Dessy juga kesulitan ketika hendak menerima upah dari perusahaan tempat ia bekerja, karena pihak perusahaan dan pihak bank mempersoalkan kolom agama yang dikosongkan dan meminta klarifikasi kepada Pemerintah setempat dan Pengurus Kepercayaan Ugamo Bangso Batak.
"Walaupun memenuhi semua kriteria yang dibutuhkan dan memiliki nilai bagus di ijazahnya, Dessy tidak diterima sebagai pekerja," tutur Arnol.
Lain lagi dengan pengalaman yang pernah dialami oleh Carlim, penganut Sapto Darmo di Cikandang, Kabupaten Brebes, Jawa Tengah.
Akibat kolom agama yang kosong, pemakaman anggota keluarga Carlim ditolak di pemakaman umum manapun di Kabupaten Brebes.

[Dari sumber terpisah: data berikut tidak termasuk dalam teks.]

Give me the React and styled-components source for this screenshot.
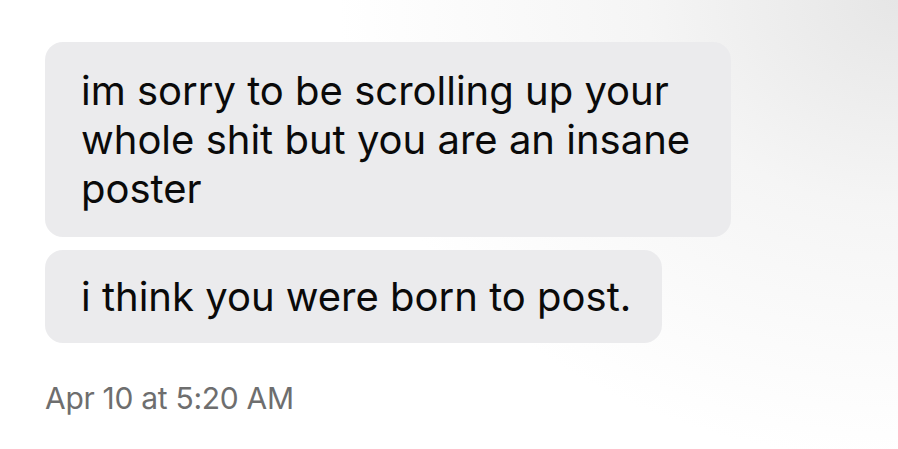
import React from "react";
import styled, { createGlobalStyle } from "styled-components";

const Global = createGlobalStyle`
  html, body { margin: 0; padding: 0; }
  body { width: 898px; height: 449px; overflow: hidden; background: #fff; }
`;

const Screen = styled.div`
  width: 898px;
  height: 449px;
  box-sizing: border-box;
  padding: 42px 0 0 45px;
  background: radial-gradient(ellipse 560px 460px at 100% 0%, #e6e6e6 0%, #f5f5f5 45%, #ffffff 100%);
  display: flex;
  flex-direction: column;
  align-items: flex-start;
`;

const Bubble = styled.div`
  box-sizing: border-box;
  background: #ebebed;
  border-radius: 18px;
  padding: ${(p) => (p.$single ? "22px 31px 22px 36px" : "24px 41px 24px 36px")};
  font-family: Inter, "Liberation Sans", sans-serif;
  font-size: 40px;
  line-height: 49px;
  color: #0a0a0a;
  white-space: nowrap;
  margin-bottom: 13px;
`;

const Stamp = styled.div`
  margin-top: 24px;
  font-family: Inter, "Liberation Sans", sans-serif;
  font-size: 30px;
  color: #6e6e6e;
  letter-spacing: -0.3px;
`;

export default function App() {
  return (
    <>
      <Global />
      <Screen>
        <Bubble>
          im sorry to be scrolling up your
          <br />
          whole shit but you are an insane
          <br />
          poster
        </Bubble>
        <Bubble $single>i think you were born to post.</Bubble>
        <Stamp>Apr 10 at 5:20 AM</Stamp>
      </Screen>
    </>
  );
}
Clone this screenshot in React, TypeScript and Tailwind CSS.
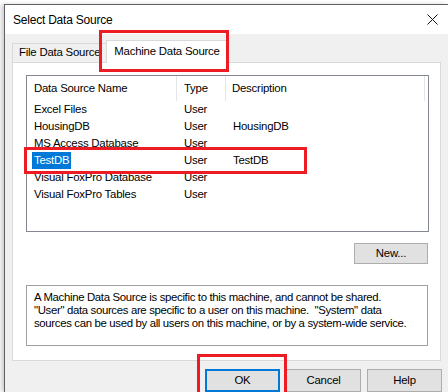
import React from "react";

const rows = [
  { name: "Excel Files", type: "User", desc: "" },
  { name: "HousingDB", type: "User", desc: "HousingDB" },
  { name: "MS Access Database", type: "User", desc: "" },
  { name: "TestDB", type: "User", desc: "TestDB", selected: true },
  { name: "Visual FoxPro Database", type: "User", desc: "" },
  { name: "Visual FoxPro Tables", type: "User", desc: "" },
];

function CloseIcon() {
  return (
    <svg width="11" height="11" viewBox="0 0 11 11" fill="none">
      <path d="M0.5 0.5 L10.5 10.5 M10.5 0.5 L0.5 10.5" stroke="#111" strokeWidth="1" />
    </svg>
  );
}

export default function App() {
  return (
    <div className="relative w-[448px] h-[392px] overflow-hidden bg-white text-[11.4px] tracking-[-0.22px] text-black whitespace-nowrap font-['Liberation_Sans',Arial,sans-serif]">
      {/* window frame */}
      <div className="ml-[4px] mt-[4px] h-[388px] flex flex-col border-l border-t border-[#5f5f5f] shadow-[-3px_0_4px_rgba(0,0,0,0.18)]">
        {/* title bar */}
        <div className="h-[29px] shrink-0 bg-white flex items-center justify-between pl-[8px] pr-[10px]">
          <span className="text-[12px]">Select Data Source</span>
          <CloseIcon />
        </div>

        {/* body */}
        <div className="flex-1 bg-[#f0f0f0] pl-[7px] pt-[6px]">
          {/* tabs */}
          <div className="flex items-end h-[22px]">
            <div className="h-[19px] flex items-center pl-[6px] pr-[8px] border-l border-t border-r border-[#d9d9d9] bg-[#f0f0f0]">
              File Data Source
            </div>
            <div className="relative z-10 -ml-[3px] -mb-px h-[23px] w-[121px] flex items-center pl-[7px] pb-[1px] border-l border-t border-r border-[#d9d9d9] bg-white">
              Machine Data Source
            </div>
          </div>

          {/* tab page */}
          <div className="w-[429px] h-[299px] border border-[#d9d9d9] bg-white pl-[13px] pt-[12px]">
            {/* list view */}
            <div className="w-[403px] h-[157px] border border-[#828790] bg-white">
              <div className="flex h-[25px]">
                <div className="w-[150px] border-r border-[#e5e5e5] pl-[7px] flex items-center">Data Source Name</div>
                <div className="w-[49px] border-r border-[#e5e5e5] pl-[7px] flex items-center">Type</div>
                <div className="w-[199px] border-r border-[#e5e5e5] pl-[6px] flex items-center">Description</div>
              </div>
              {rows.map((r) => (
                <div key={r.name} className="flex h-[17px]">
                  <div className="w-[150px] pl-[7px] flex items-center">
                    {r.selected ? (
                      <span className="-ml-[2px] px-[2px] h-[17px] flex items-center bg-[#0078d7] text-white">{r.name}</span>
                    ) : (
                      <span>{r.name}</span>
                    )}
                  </div>
                  <div className="w-[50px] pl-[7px] flex items-center">{r.type}</div>
                  <div className="w-[199px] pl-[6px] flex items-center">{r.desc}</div>
                </div>
              ))}
            </div>

            {/* new button */}
            <div className="w-[403px] pr-[1px] mt-[11px] flex justify-end">
              <button className="w-[74px] h-[21px] bg-[#e1e1e1] border border-[#adadad] flex items-center justify-center">
                New...
              </button>
            </div>

            {/* description */}
            <div className="mt-[21px] w-[402px] h-[61px] border border-[#a0a0a0] pl-[7px] pt-[5px] leading-[13px] tracking-[-0.34px]">
              <p>A Machine Data Source is specific to this machine, and cannot be shared.</p>
              <p>"User" data sources are specific to a user on this machine.&nbsp; "System" data</p>
              <p>sources can be used by all users on this machine, or by a system-wide service.</p>
            </div>
          </div>

          {/* dialog buttons */}
          <div className="w-[430px] mt-[8px] flex justify-end gap-[6px]">
            <button className="w-[75px] h-[23px] bg-[#e1e1e1] border-2 border-[#0078d7] flex items-center justify-center">OK</button>
            <button className="w-[75px] h-[23px] bg-[#e1e1e1] border border-[#adadad] flex items-center justify-center">Cancel</button>
            <button className="w-[75px] h-[23px] bg-[#e1e1e1] border border-[#adadad] flex items-center justify-center">Help</button>
          </div>
        </div>
      </div>

      {/* red annotation boxes */}
      <div className="absolute left-[99px] top-[30px] w-[130px] h-[42px] border-[3px] border-[#ed1c24] z-20" />
      <div className="absolute left-[24px] top-[147px] w-[283px] h-[27px] border-[3px] border-[#ed1c24] z-20" />
      <div className="absolute left-[197px] top-[354px] w-[90px] h-[45px] border-[3px] border-[#ed1c24] z-20" />
    </div>
  );
}
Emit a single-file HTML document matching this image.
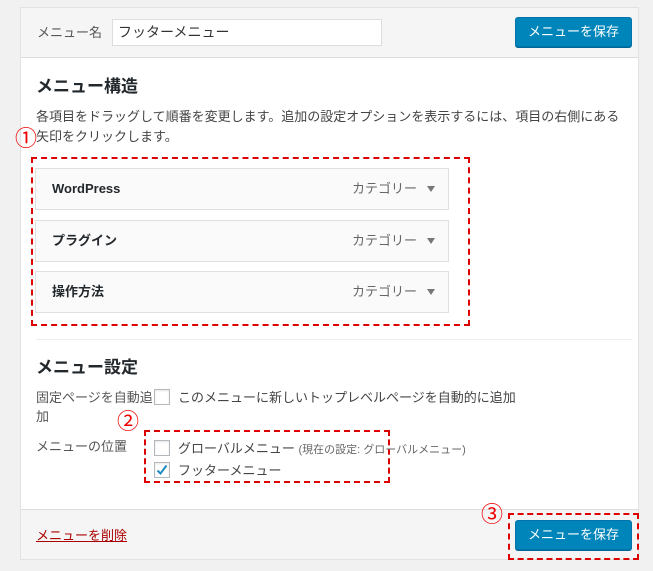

Pengakuan atas penghayat kepercayan
Perjuangan warga penghayat kepercayaan agar diakui sebagai warga negara akhirnya membuahkan hasil.
Mahkamah Konstitusi mengeluarkan putusan Nomor 97/PUU-XIV/2016 terkait ketentuan pengisian kolom agama di KTP dan Kartu Keluarga bagi warga penghayat kepercayaan.
Dalam putusannya, MK menyatakan bahwa status penghayat kepercayaan dapat dicantumkan dalam kolom agama di KK dan e-KTP tanpa perlu merinci aliran kepercayaan yang dianut.
MK memutuskan kata "agama" dalam Pasal 61 Ayat (1) dan Pasal 64 Ayat (1) UU Administrasi Kependudukan, bertentangan dengan UUD 1945 dan tidak mempunyai kekuatan hukum mengikat secara bersyarat sepanjang tidak termasuk penganut aliran kepercayaan.